**EXERCISE TASK**
Filter the entries below, keeping every line that has the word "document".

**DATA SHOWN**
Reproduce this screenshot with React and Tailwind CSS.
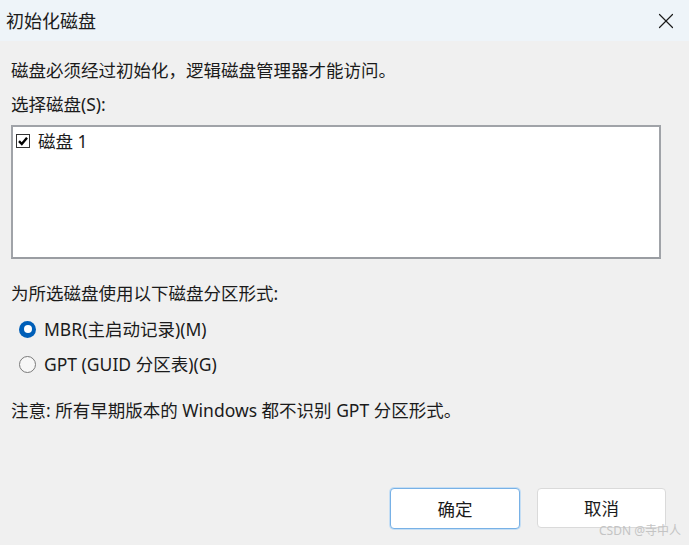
import React from 'react';
import { X } from 'lucide-react';

const font = { fontFamily: '"Noto Sans", "Noto Sans CJK SC", sans-serif' };

const Radio = ({ checked, label }) => (
  <label className="flex items-center h-6">
    {checked ? (
      <span className="w-[17px] h-[17px] rounded-full bg-[#005fb8] flex items-center justify-center">
        <span className="w-[8px] h-[8px] rounded-full bg-white" />
      </span>
    ) : (
      <span className="w-[17px] h-[17px] rounded-full border border-[#7a7a7a] bg-[#f7f7f7]" />
    )}
    <span className="ml-[8px]">{label}</span>
  </label>
);

const App = () => {
  return (
    <div
      className="w-[689px] h-[545px] bg-[#f0f0f0] text-[#1b1b1b] text-[17.5px] leading-6 flex flex-col relative overflow-hidden"
      style={font}
    >
      {/* Title bar */}
      <div className="h-[41px] bg-[#eef4f9] flex items-center justify-between pl-[6px] pr-[10px] shrink-0">
        <span className="text-[18px]">初始化磁盘</span>
        <X className="w-[26px] h-[26px] text-[#1b1b1b]" strokeWidth={1.1} />
      </div>

      <div className="px-[11px] flex flex-col">
        <p className="mt-[17px]">磁盘必须经过初始化，逻辑磁盘管理器才能访问。</p>
        <p className="mt-[10px]">选择磁盘(S):</p>

        {/* Disk list */}
        <div className="mt-[9px] w-[650px] h-[134px] bg-white border-2 border-[#a0a3a8] border-b-[#9a9da2]">
          <div className="flex items-center h-6 mt-[2px] ml-[3px]">
            <span className="w-[14px] h-[14px] border border-[#333] bg-white flex items-center justify-center">
              <svg viewBox="0 0 12 12" className="w-[12px] h-[12px]">
                <path d="M2 6.2 L4.8 9 L10 2.8" fill="none" stroke="#000" strokeWidth="2.4" />
              </svg>
            </span>
            <span className="ml-[8px]">磁盘 1</span>
          </div>
        </div>

        <p className="mt-[22px]">为所选磁盘使用以下磁盘分区形式:</p>

        <div className="mt-[12px] ml-[8px] flex flex-col gap-[11px]">
          <Radio checked label="MBR(主启动记录)(M)" />
          <Radio label="GPT (GUID 分区表)(G)" />
        </div>

        <p className="mt-[22px]">注意: 所有早期版本的 Windows 都不识别 GPT 分区形式。</p>
      </div>

      {/* Buttons */}
      <div className="mt-auto mb-[16px] flex justify-end gap-[17px] pr-[23px]">
        <button className="w-[130px] h-[41px] bg-white border border-[#78b1e6] rounded-[4px] shadow-[0_0_0_1px_#c5def4]">
          确定
        </button>
        <button className="w-[129px] h-[40px] bg-white border border-[#dadada] rounded-[4px]">
          取消
        </button>
      </div>

      <span className="absolute right-[8px] bottom-[6px] text-[12px] leading-4 text-[#c4c4c4]">
        CSDN @寺中人
      </span>
    </div>
  );
};

export default App;
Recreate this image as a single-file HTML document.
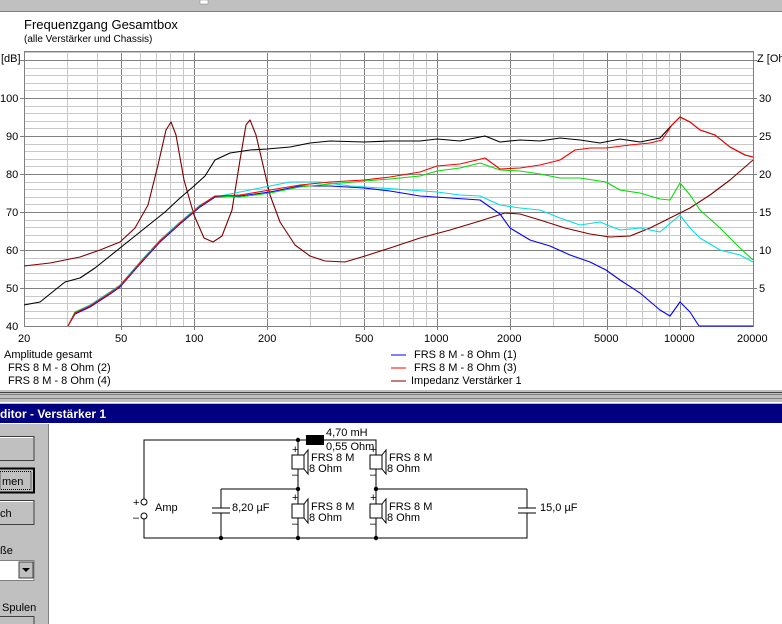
<!DOCTYPE html>
<html><head><meta charset="utf-8"><style>
body{margin:0;width:782px;height:624px;overflow:hidden;background:#fff;font-family:"Liberation Sans",sans-serif}
svg{display:block}
text{font-family:"Liberation Sans",sans-serif;font-size:11px;fill:#000}
</style></head><body>
<svg width="782" height="624" viewBox="0 0 782 624" xmlns="http://www.w3.org/2000/svg">
<rect x="0" y="0" width="782" height="12" fill="#c0c0c0"/>
<line x1="0" y1="11.5" x2="782" y2="11.5" stroke="#808080"/>
<rect x="200" y="0" width="8" height="4" fill="#fff" stroke="#808080" stroke-width="0.5"/>
<text x="24" y="29" style="font-size:13px">Frequenzgang Gesamtbox</text>
<text x="24" y="42" style="font-size:10px">(alle Verstärker und Chassis)</text>
<text x="1" y="62">[dB]</text>
<text x="757" y="62">Z [Ohm]</text>
<g id="grid"></g>
<rect x="24.5" y="51.5" width="729" height="275" fill="none" stroke="#808080"/>
<g font-size="11">
<text x="0" y="102">100</text><text x="6" y="140">90</text><text x="6" y="178">80</text><text x="6" y="216">70</text><text x="6" y="254">60</text><text x="6" y="292">50</text><text x="6" y="330">40</text>
<text x="759" y="102">30</text><text x="759" y="140">25</text><text x="759" y="178">20</text><text x="759" y="216">15</text><text x="759" y="254">10</text><text x="759" y="292">5</text>
<text x="18" y="342">20</text><text x="115" y="342">50</text><text x="185" y="342">100</text><text x="258" y="342">200</text><text x="355" y="342">500</text><text x="424" y="342">1000</text><text x="497" y="342">2000</text><text x="594" y="342">5000</text><text x="664" y="342">10000</text><text x="737" y="342">20000</text>
</g>
<g fill="none" stroke-width="1.1" stroke-linejoin="round">
<polyline stroke="#800000" points="24,266 50,263 80,257 100,250 120,242 135,228 148,205 158,165 166,130 171,122 176,135 184,180 194,215 204,238 213,242 222,236 232,210 240,160 246,125 250,120 256,135 263,165 270,195 280,222 295,245 310,256 325,261 345,262 365,256 390,248 420,238 450,230 480,221 505,213 520,214 540,220 565,228 590,234 610,237 630,236 650,228 670,218 690,208 710,195 730,180 753,160"/>
<polyline stroke="#000" points="24,305 40,302 55,290 65,282 80,278 95,268 110,256 120,248 135,236 150,224 165,212 180,198 194,186 205,176 215,160 230,153 250,150 267,149 290,147 310,143 330,141 364,142 390,141 420,141 437,139 460,141 485,136 500,142 520,140 540,141 560,138 580,140 600,143 620,139 640,142 660,138 672,125 680,117 690,122 700,130 715,135 730,147 745,155 753,157"/>
<polyline stroke="#00e0e0" points="68,326 75,312 90,305 110,292 120,285 140,262 160,240 180,222 200,205 215,197 235,193 260,188 290,182 320,182 350,186 380,188 410,190 437,192 460,195 480,196 500,205 520,208 540,210 560,218 580,225 600,222 620,230 640,228 660,232 680,215 690,228 700,238 720,250 740,255 753,262"/>
<polyline stroke="#0000ff" points="68,326 75,314 90,307 110,294 120,287 140,264 160,242 180,224 200,207 215,197 240,196 270,192 300,186 330,186 364,188 390,191 420,196 450,198 480,200 500,214 510,228 530,240 550,246 570,255 590,262 606,270 620,280 640,293 660,310 670,316 680,302 690,312 699,326 753,326"/>
<polyline stroke="#00e000" points="68,326 75,312 90,306 110,293 120,286 140,263 160,241 180,223 200,206 215,196 240,197 270,193 300,187 330,184 364,181 390,179 420,176 437,171 460,168 480,163 500,170 520,171 540,174 560,178 580,178 606,182 620,190 640,193 660,199 670,200 680,183 690,195 700,210 720,228 740,248 753,260"/>
<polyline stroke="#ff0000" points="68,326 75,313 90,306 110,293 120,286 140,263 160,241 180,223 200,206 215,196 240,195 270,190 300,185 330,182 364,180 390,177 420,172 437,166 460,164 485,158 500,169 520,168 540,165 560,160 575,150 590,148 606,148 630,145 650,143 662,140 672,125 680,117 690,122 700,130 715,135 730,147 745,155 753,157"/>
</g>
<g font-size="10">
<text x="4" y="358">Amplitude gesamt</text><text x="8" y="371">FRS 8 M - 8 Ohm (2)</text><text x="8" y="384">FRS 8 M - 8 Ohm (4)</text>
<line x1="391" y1="355" x2="406" y2="355" stroke="#0000ff"/><text x="414" y="358">FRS 8 M - 8 Ohm (1)</text>
<line x1="391" y1="368" x2="406" y2="368" stroke="#ff0000"/><text x="414" y="371">FRS 8 M - 8 Ohm (3)</text>
<line x1="391" y1="381" x2="406" y2="381" stroke="#800000"/><text x="411" y="384">Impedanz Verstärker 1</text>
</g>
<rect x="0" y="390" width="782" height="14" fill="#c0c0c0"/>
<line x1="0" y1="392.5" x2="782" y2="392.5" stroke="#404040"/>
<line x1="0" y1="394.5" x2="782" y2="394.5" stroke="#808080"/>
<line x1="0" y1="398.5" x2="782" y2="398.5" stroke="#808080"/>
<line x1="0" y1="402.5" x2="782" y2="402.5" stroke="#fff"/>
<rect x="0" y="404" width="782" height="19" fill="#000080"/>
<text x="0" y="418" style="fill:#fff;font-weight:bold;font-size:12px">ditor - Verstärker 1</text>
<rect x="0" y="424" width="49" height="200" fill="#c0c0c0"/>
<line x1="48.5" y1="424" x2="48.5" y2="624" stroke="#808080"/>
<line x1="49.5" y1="424" x2="49.5" y2="624" stroke="#fff"/>
<g stroke-width="1">
<rect x="-2" y="436.5" width="36" height="24" fill="#c0c0c0" stroke="#404040"/><line x1="0" y1="437.5" x2="33" y2="437.5" stroke="#fff"/>
<rect x="-2" y="468.5" width="36" height="24" fill="#c0c0c0" stroke="#000" stroke-width="2"/><rect x="0" y="471.5" width="31" height="18" fill="none" stroke="#000" stroke-dasharray="1 1"/>
<rect x="-2" y="500.5" width="36" height="24" fill="#c0c0c0" stroke="#404040"/><line x1="0" y1="501.5" x2="33" y2="501.5" stroke="#fff"/>
<rect x="-2" y="560.5" width="36" height="20" fill="#fff" stroke="#808080"/>
<rect x="19" y="562" width="14" height="16" fill="#c0c0c0" stroke="#404040"/>
<polygon points="22,568 30,568 26,572" fill="#000"/>
<rect x="-2" y="616.5" width="36" height="20" fill="#c0c0c0" stroke="#404040"/>
</g>
<text x="2" y="485" style="font-size:11px">men</text>
<text x="0" y="517" style="font-size:11px">ch</text>
<text x="0" y="554" style="font-size:11px">ße</text>
<text x="2" y="611" style="font-size:11px">Spulen</text>
<g stroke="#000" fill="none" stroke-width="1">
<polyline points="144,502 144,440 376,440 376,455"/>
<polyline points="144,516 144,538 527,538 527,513"/>
<line x1="527" y1="508" x2="527" y2="489"/>
<line x1="221" y1="489" x2="298" y2="489"/>
<line x1="376" y1="489" x2="527" y2="489"/>
<line x1="221" y1="489" x2="221" y2="508"/><line x1="221" y1="513" x2="221" y2="538"/>
<line x1="212" y1="508" x2="230" y2="508"/><line x1="212" y1="513" x2="230" y2="513"/>
<line x1="518" y1="508" x2="536" y2="508"/><line x1="518" y1="513" x2="536" y2="513"/>
<line x1="298" y1="440" x2="298" y2="538"/>
<line x1="376" y1="455" x2="376" y2="538"/>
<circle cx="144" cy="502" r="3" fill="#fff"/><circle cx="144" cy="516" r="3" fill="#fff"/>
</g>
<rect x="306" y="435" width="18" height="10" fill="#000"/>
<g fill="#000">
<circle cx="298" cy="440" r="2.2"/><circle cx="298" cy="489" r="2.2"/><circle cx="298" cy="538" r="2.2"/>
<circle cx="376" cy="489" r="2.2"/><circle cx="376" cy="538" r="2.2"/><circle cx="221" cy="538" r="2.2"/>
</g>
<g stroke="#000" fill="#fff">
<rect x="292" y="455" width="12" height="14"/><polyline points="304,455 308,450 308,474 304,469" fill="none"/>
<rect x="292" y="504" width="12" height="14"/><polyline points="304,504 308,499 308,523 304,518" fill="none"/>
<rect x="370" y="455" width="12" height="14"/><polyline points="382,455 386,450 386,474 382,469" fill="none"/>
<rect x="370" y="504" width="12" height="14"/><polyline points="382,504 386,499 386,523 382,518" fill="none"/>
</g>
<g font-size="9">
<text x="292" y="453">+</text><text x="292" y="478">–</text><text x="292" y="501">+</text><text x="292" y="527">–</text>
<text x="370" y="453">+</text><text x="370" y="478">–</text><text x="370" y="501">+</text><text x="370" y="527">–</text>
<text x="326" y="436">4,70 mH</text><text x="326" y="450">0,55 Ohm</text>
<text x="311" y="461">FRS 8 M</text><text x="309" y="472">8 Ohm</text>
<text x="311" y="510">FRS 8 M</text><text x="309" y="521">8 Ohm</text>
<text x="389" y="461">FRS 8 M</text><text x="387" y="472">8 Ohm</text>
<text x="389" y="510">FRS 8 M</text><text x="387" y="521">8 Ohm</text>
<text x="232" y="511">8,20 µF</text><text x="540" y="511">15,0 µF</text>
<text x="155" y="511">Amp</text>
<text x="133" y="506">+</text><text x="133" y="521">–</text>
</g>
</svg>
<script>
(function(){
var g=document.getElementById('grid'),ns='http://www.w3.org/2000/svg',s='';
function X(f){return 24+243*Math.log10(f/20);}
var fs=[];for(var d=10;d<=10000;d*=10){for(var k=1;k<=9;k++){var f=k*d;if(f>20&&f<20000)fs.push(f);}}
var maj={50:1,100:1,200:1,500:1,1000:1,2000:1,5000:1,10000:1};
fs.forEach(function(f){var x=Math.round(X(f))+0.5;s+='<line x1="'+x+'" y1="52" x2="'+x+'" y2="'+(maj[f]?330:326)+'" stroke="'+(maj[f]?'#808080':'#c8c8c8')+'"/>';});
for(var db=42;db<=112;db+=2){var y=Math.round(326-(db-40)*3.8)+0.5;var m=db%10==0;s+='<line x1="'+(m?20:24)+'" y1="'+y+'" x2="'+(m?757:753)+'" y2="'+y+'" stroke="'+(m?'#808080':'#c8c8c8')+'"/>';}
g.innerHTML=s;
})();
</script>
</body></html>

**EXERCISE RESULT**
Recreate this image as a single-file HTML document.
var g=document.getElementById('grid'),ns='http://www.w3.org/2000/svg',s='';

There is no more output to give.